I like vectors because the final result looks sharp, vivid and clear. Even using a lot of elements I try to organize them into an area and I think the result must be good looking.
I work with Adobe Illustrator, but I have already used CorelDraw and Freehand years ago. Now I think Illustrator is better because you can work better with colors and vector libraries.
Q Who is your artistic role model? What are your favorite sources of inspiration? Does Brazilian culture influence your art and illustrations?
I love lot of designers, artists and illustrators. I like artists with unique views and specially those who work good with colors and those who have an unique view that catches your eyes. I love the work of the Brazilian Bruno 9li, I love Jasper Goodall's work, Siggy Eggenstein, Sanna Annukka, Denise Carrion, Vital Lordello, Pirecco, the designer Stefan Sagmeister, the photographer Ryan McGinley.
Brazilian culture inspires me a lot because here things are very joyful, colors everywhere, a great diversity of cultures and influences from all over the globe. Brazilian nature and urban elements also are very important to my work.
Q Tell us about your 24 Hours themed illustrations for Oryx Magazine. How was the concept developed? What planning or research was required to do keeping in mind the specialties of the city that you were illustrating?
This is a nice work. Oryx has a monthly issue with an special section about travels around the world. The agency that represents Oryx, Agency Fish passes me a brief with a lot of information about the cities I have to illustrate. I would love to travel to all of them but this would be so expensive. They ask me to illustrate some special sightseeing or local culture elements but they give me a lot of freedom to illustrate and create colorful compositions. It is very nice because I can discover a lot about all those cities and cultures.
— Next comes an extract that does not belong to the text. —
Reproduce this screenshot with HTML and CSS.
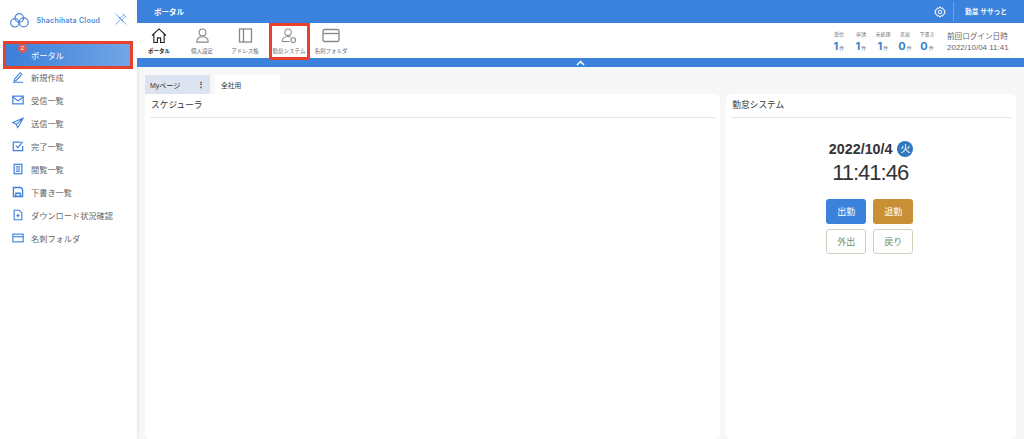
FILE: index.html
```html
<!DOCTYPE html>
<html lang="ja">
<head>
  <meta charset="UTF-8" />
  <title>ポータル</title>
  <link rel="stylesheet" href="styles.css">
</head>
<body>
  <div class="app">
    <aside class="sidebar">
      <div class="brand">
        <svg class="brand-logo" width="19" height="15" viewBox="0 0 19 15" fill="none" stroke="#4a88d8" stroke-width="1.200">
          <circle cx="4.800" cy="9.800" r="4.200"/>
          <circle cx="9.300" cy="5" r="4.300"/>
          <circle cx="13.800" cy="9.300" r="4.500"/>
        </svg>
        <span class="brand-name">Shachihata Cloud</span>
        <svg class="brand-pin" width="12" height="12" viewBox="0 0 12 12" fill="none" stroke="#7aa8e6" stroke-width="0.9">
          <path d="M.5.5l11 11M7.500.5l4 4M8.700 1.700L6 4.500 3.500 4.500 7.500 8.500 7.500 6l2.800-2.700M5 7L.5 11.500"/>
        </svg>
      </div>
      <nav class="side-nav">
        <a class="side-item active">
          <span class="badge">2</span>
          <svg class="side-icon" width="12" height="12" viewBox="0 0 14 14" fill="none" stroke="#3b7fd9" stroke-width="1">
            <circle cx="7" cy="4" r="3"/><path d="M1 13c0-3 2.500-5 6-5s6 2 6 5z"/>
          </svg>
          <span>ポータル</span>
        </a>
        <a class="side-item">
          <svg class="side-icon" width="12" height="12" viewBox="0 0 14 14" fill="none" stroke="#3b7fd9" stroke-width="1.200">
            <path d="M3 9.500L9.500 2l2 1.800L5 11l-2.500.6zM1 13h12"/>
          </svg>
          <span>新規作成</span>
        </a>
        <a class="side-item">
          <svg class="side-icon" width="12" height="12" viewBox="0 0 14 14" fill="none" stroke="#3b7fd9" stroke-width="1.400">
            <rect x="1" y="2.500" width="12" height="9"/><path d="M1 3.500l6 4.500 6-4.500"/>
          </svg>
          <span>受信一覧</span>
        </a>
        <a class="side-item">
          <svg class="side-icon" width="12" height="12" viewBox="0 0 14 14" fill="none" stroke="#3b7fd9" stroke-width="1.200">
            <path d="M13 1.500L1 6.500l4 2 1.500 4 2-2.800zM13 1.500L5 8.500"/>
          </svg>
          <span>送信一覧</span>
        </a>
        <a class="side-item">
          <svg class="side-icon" width="12" height="12" viewBox="0 0 14 14" fill="none" stroke="#3b7fd9" stroke-width="1.400">
            <path d="M12.500 7v5.500h-11v-10H10M4.500 6.500L7 9l5.500-7"/>
          </svg>
          <span>完了一覧</span>
        </a>
        <a class="side-item">
          <svg class="side-icon" width="12" height="12" viewBox="0 0 14 14" fill="none" stroke="#3b7fd9" stroke-width="1.400">
            <rect x="2.500" y="1.500" width="9" height="11"/><path d="M4.500 4.500h5M4.500 7h5M4.500 9.500h5"/>
          </svg>
          <span>閲覧一覧</span>
        </a>
        <a class="side-item">
          <svg class="side-icon" width="12" height="12" viewBox="0 0 14 14" fill="none" stroke="#3b7fd9" stroke-width="1.600">
            <path d="M1.700 1.700h8.500l2.100 2.100v8.500H1.700z"/><path d="M4.500 12V8.500h5V12"/>
          </svg>
          <span>下書き一覧</span>
        </a>
        <a class="side-item">
          <svg class="side-icon" width="12" height="12" viewBox="0 0 14 14" fill="none" stroke="#3b7fd9" stroke-width="1.300">
            <path d="M2.500 1.500h6l3 3v8h-9zM7 5.500v4M5.200 7.700h3.600"/>
          </svg>
          <span>ダウンロード状況確認</span>
        </a>
        <a class="side-item">
          <svg class="side-icon" width="12" height="12" viewBox="0 0 14 14" fill="none" stroke="#3b7fd9" stroke-width="1.300">
            <rect x="1" y="2.500" width="12" height="9"/><path d="M1 5.500h12"/>
          </svg>
          <span>名刺フォルダ</span>
        </a>
      </nav>
    </aside>

    <div class="main">
      <header class="topbar">
        <span class="topbar-title">ポータル</span>
        <svg class="gear" width="12" height="12" viewBox="0 0 24 24" fill="none" stroke="#fff" stroke-width="2">
          <circle cx="12" cy="12" r="3.500"/>
          <path d="M12 1.500l2 3.200 3.700-.8 1 3.600 3.500 1.500-1.500 3 1.500 3-3.500 1.500-1 3.600-3.700-.8-2 3.200-2-3.200-3.700.8-1-3.600L1.800 15l1.500-3-1.500-3 3.500-1.500 1-3.600 3.700.8z"/>
        </svg>
        <span class="topbar-user">勤怠 ササっと</span>
      </header>

      <div class="toolbar">
        <a class="tool current">
          <svg width="16" height="15" viewBox="0 0 17 16" fill="none" stroke="#222" stroke-width="1.200">
            <path d="M1 8L8.500 1 16 8M3 6.500v9h3.800v-5h3.400v5H14v-9"/>
          </svg>
          <span>ポータル</span>
        </a>
        <a class="tool">
          <svg width="15" height="15" viewBox="0 0 17 17" fill="none" stroke="#888" stroke-width="1.200">
            <circle cx="8.500" cy="5" r="3.800"/><path d="M2 16c0-3.500 2.500-6 6.500-6s6.500 2.500 6.500 6z"/>
          </svg>
          <span>個人設定</span>
        </a>
        <a class="tool">
          <svg width="15" height="15" viewBox="0 0 15 15" fill="none" stroke="#888" stroke-width="1.300">
            <rect x="1.500" y="1" width="12" height="13"/><path d="M5.500 1v13"/>
          </svg>
          <span>アドレス帳</span>
        </a>
        <a class="tool marked">
          <svg width="16" height="15" viewBox="0 0 17 16" fill="none" stroke="#888" stroke-width="1.100">
            <circle cx="7.500" cy="4.500" r="3.500"/><path d="M1 14.500c0-3 2.500-5.500 6.500-5.500 1 0 2 .2 2.800.5M1 14.500h8"/>
            <circle cx="13" cy="13" r="2.500"/>
          </svg>
          <span>勤怠システム</span>
        </a>
        <a class="tool">
          <svg width="18" height="15" viewBox="0 0 18 15" fill="none" stroke="#888" stroke-width="1.300">
            <rect x="1" y="1.500" width="16" height="12" rx="1.500"/><path d="M1 5.500h16"/>
          </svg>
          <span>名刺フォルダ</span>
        </a>
        <div class="stats">
          <div class="stat"><span class="stat-label">受信</span><span class="stat-value"><b>1</b>件</span></div>
          <div class="stat"><span class="stat-label">申請</span><span class="stat-value"><b>1</b>件</span></div>
          <div class="stat"><span class="stat-label">未処理</span><span class="stat-value"><b>1</b>件</span></div>
          <div class="stat"><span class="stat-label">差戻</span><span class="stat-value"><b>0</b>件</span></div>
          <div class="stat"><span class="stat-label">下書き</span><span class="stat-value"><b>0</b>件</span></div>
        </div>
        <div class="last-login">
          <div class="login-label">前回ログイン日時</div>
          <div>2022/10/04 11:41</div>
        </div>
      </div>

      <div class="collapse-bar">
        <svg width="9" height="6" viewBox="0 0 9 6" fill="none" stroke="#fff" stroke-width="1.500"><path d="M1 5l3.500-3.500L8 5"/></svg>
      </div>

      <div class="content">
        <div class="tabs">
          <div class="tab mypage"><span>Myページ</span><span class="tab-dots">⋮</span></div>
          <div class="tab company">全社用</div>
        </div>
        <div class="panels">
          <section class="card schedule">
            <h2 class="card-title">スケジューラ</h2>
          </section>
          <section class="card attendance">
            <h2 class="card-title">勤怠システム</h2>
            <div class="clock">
              <div class="clock-date">2022/10/4 <span class="weekday">火</span></div>
              <div class="clock-time">11:41:46</div>
              <div class="buttons">
                <button class="btn btn-in">出勤</button>
                <button class="btn btn-out">退勤</button>
                <button class="btn btn-line">外出</button>
                <button class="btn btn-line">戻り</button>
              </div>
            </div>
          </section>
        </div>
      </div>
    </div>
  </div>
</body>
</html>
```

FILE: styles.css
```css
* {
  box-sizing: border-box;
}

html, body {
  height: 100%;
}

body {
  margin: 0;
  overflow: hidden;
  background: #f7f7f7;
  color: #333;
  font-family: "Liberation Sans", "Noto Sans CJK JP", sans-serif;
}

.app {
  display: flex;
  height: 439px;
}

/* sidebar */
.sidebar {
  width: 137px;
  flex-shrink: 0;
  background: #fff;
  box-shadow: 1px 0 3px rgba(0,0,0,0.08);
}

.brand {
  display: flex;
  align-items: center;
  height: 41px;
  padding: 0 10px 0 10px;
}

.brand-name {
  margin-left: 7.5px;
  flex-grow: 1;
  font-family: "Inter", sans-serif;
  font-size: 7px;
  font-weight: 600;
  letter-spacing: 0.25px;
  color: #4a88d8;
  white-space: nowrap;
}

.brand-pin {
  margin-top: -3px;
}

.side-item {
  display: flex;
  align-items: center;
  height: 23px;
  padding-left: 12px;
  gap: 7px;
  font-size: 8.2px;
  color: #666;
}

.side-item.active {
  position: relative;
  height: 28px;
  margin: 0 4px 0 3px;
  padding-left: 6px;
  border: 3px solid #e8402a;
  background: linear-gradient(90deg, #3b7fd9, #72a6e6);
  color: #fff;
}

.side-item.active + .side-item {
  margin-top: -3.5px;
}

.badge {
  position: absolute;
  left: 12px;
  top: 0;
  width: 9px;
  height: 9px;
  border-radius: 50%;
  background: #dc5a5a;
  color: #fff;
  font-size: 6px;
  line-height: 9px;
  text-align: center;
}

/* top */
.main {
  flex-grow: 1;
  display: flex;
  flex-direction: column;
  min-width: 0;
}

.topbar {
  display: flex;
  align-items: center;
  height: 23px;
  padding: 0 17px;
  background: #3b82dc;
  color: #fff;
  font-size: 7.5px;
  font-weight: bold;
}

.topbar-title {
  flex-grow: 1;
}

.gear {
  margin-right: 7px;
}

.topbar-user {
  padding-left: 11px;
  line-height: 19px;
  border-left: 1px solid #6fa3e6;
  font-size: 6.7px;
}

.toolbar {
  display: flex;
  height: 35px;
  padding-left: 0.5px;
  background: #fff;
}

.tool {
  display: flex;
  flex-direction: column;
  align-items: center;
  width: 43px;
  padding-top: 5px;
  gap: 4px;
  font-size: 5.5px;
  color: #666;
  white-space: nowrap;
}

.tool.current {
  color: #222;
  font-weight: bold;
}

/* red marker, hangs over the blue bar below */
.tool.marked {
  position: relative;
  z-index: 1;
  width: 41px;
  height: 37px;
  margin-left: 2px;
  padding-top: 2px;
  border: 3px solid #e8402a;
  background: #fff;
}

.stats {
  display: flex;
  margin-left: auto;
  padding-top: 7px;
}

.stat {
  display: flex;
  flex-direction: column;
  align-items: center;
  width: 22px;
  font-size: 5px;
  color: #777;
  gap: 3px;
}

.stat-value {
  color: #777;
  font-size: 5px;
  white-space: nowrap;
}

.stat-value b {
  margin-right: 1px;
  color: #3b82c8;
  font-family: "Inter", sans-serif;
  font-size: 11px;
  line-height: 12px;
}

.last-login {
  width: 86px;
  padding: 8px 0 0 9px;
  font-size: 8px;
  line-height: 11px;
  color: #666;
  white-space: nowrap;
}

.login-label {
  font-size: 7.6px;
}

.collapse-bar {
  display: flex;
  align-items: center;
  justify-content: center;
  height: 9px;
  background: #3b82dc;
}

/* content */
.content {
  flex-grow: 1;
  display: flex;
  flex-direction: column;
  min-height: 0;
  padding: 8px 8px 0 8px;
}

.tabs {
  display: flex;
  gap: 5px;
  height: 19px;
}

.tab {
  display: flex;
  align-items: center;
  width: 65px;
  padding: 0 5px;
  font-size: 7px;
}

.tab.mypage {
  justify-content: space-between;
  background: #dde4f1;
}

.tab-dots {
  font-size: 8px;
  font-weight: bold;
}

.tab.company {
  padding-left: 6px;
  background: #fff;
  font-size: 6.8px;
}

.panels {
  flex-grow: 1;
  display: flex;
  gap: 6px;
  min-height: 0;
}

.card {
  background: #fff;
  border-radius: 5px;
  padding: 0 5px;
}

.schedule {
  width: 576px;
}

.attendance {
  width: 290px;
}

.card-title {
  margin: 0;
  padding: 4px 1px 0;
  height: 24px;
  border-bottom: 1px solid #e6e6e6;
  font-size: 8.7px;
  font-weight: normal;
  color: #333;
}

.clock {
  display: flex;
  flex-direction: column;
  align-items: center;
  padding-top: 22px;
}

.clock-date {
  display: flex;
  align-items: center;
  gap: 5px;
  height: 17px;
  font-size: 14.3px;
  font-weight: bold;
  color: #333;
}

.weekday {
  width: 16px;
  height: 16px;
  border-radius: 50%;
  background: #2f78bd;
  color: #fff;
  font-size: 10px;
  font-weight: normal;
  line-height: 16px;
  text-align: center;
}

.clock-time {
  margin: 2px 2px 0 0;
  font-size: 22px;
  letter-spacing: -1px;
  line-height: 27px;
  color: #333;
}

.buttons {
  display: grid;
  grid-template-columns: 40px 40px;
  gap: 5px 7px;
  margin: 13px 3px 0 0;
}

.btn {
  height: 25px;
  padding: 0;
  border: 1px solid transparent;
  border-radius: 3px;
  font-family: inherit;
  font-size: 9px;
  color: #fff;
}

.btn-in {
  background: #3b82dc;
}

.btn-out {
  background: #c98f35;
}

.btn-line {
  background: #fff;
  border-color: #c5d6bd;
  color: #6f8f5f;
}
```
Q What design project are you working on currently? Which amongst your works or projects is the one that you consider your favorite or the one that you enjoyed working on the most and why? Is there a dream project you would like to work on?
Now I am working for some Brazilian magazines, I like editorial illustrations, I like to illustrate for articles and chronicles. I specially like the 24 Hours series, because they are rich in different elements, but I also like Prece poster, because the colours are nice, the symmetry makes the idea of the poster look nice, it is about balance and serenity.
I would love to work for companies like Nike, Adidas, Coca-Cola, and all those brands who work with clothing or beverage because they are always so vibrant and positive and they express people's feelings. I would love to illustrate billboards around the world spreading colors, impressions and good feelings.
Q How would you define your artistic style? What do you want the viewer to walk away with when they see one of your pieces?
I think I would define it as a vibrant bold style. I want some eye-catching bold shapes that express vivid energy and the idea of a simple thing but full of meanings. I like the idea that the simple can be complex and the complex can become so much simpler.
Q Do you listen to music while working? What kind of music do you listen to? Does it have the influence on the outcome of your designs?
Sure, one tool that I can’t work without is music, which I listen to as I illustrate, using the tone and pace of the music to help inspire the fundamental shapes that comprise my illustrations. If the rhythm is fast, the final result might be darker or heavier. If it’s calm, the shapes are usually more intricate and detailed. There are no rules, but the final result is usually better.
Q Fernando thanks for the interview. What message or advice would you like to give to the aspiring artists and illustrators?
I think it is nice to find out something that is yours. An inner feeling that makes you love what you illustrate. I think illustrating requires passion. You can start with a moleskine, a simple piece of paper, a white canvas, vector software or an advanced tool like Photoshop, or your own new technique. Create and spread it. The only thing important is having a message or feelings to pass. The world needs art, colors and freedom of expression to make people to get closer.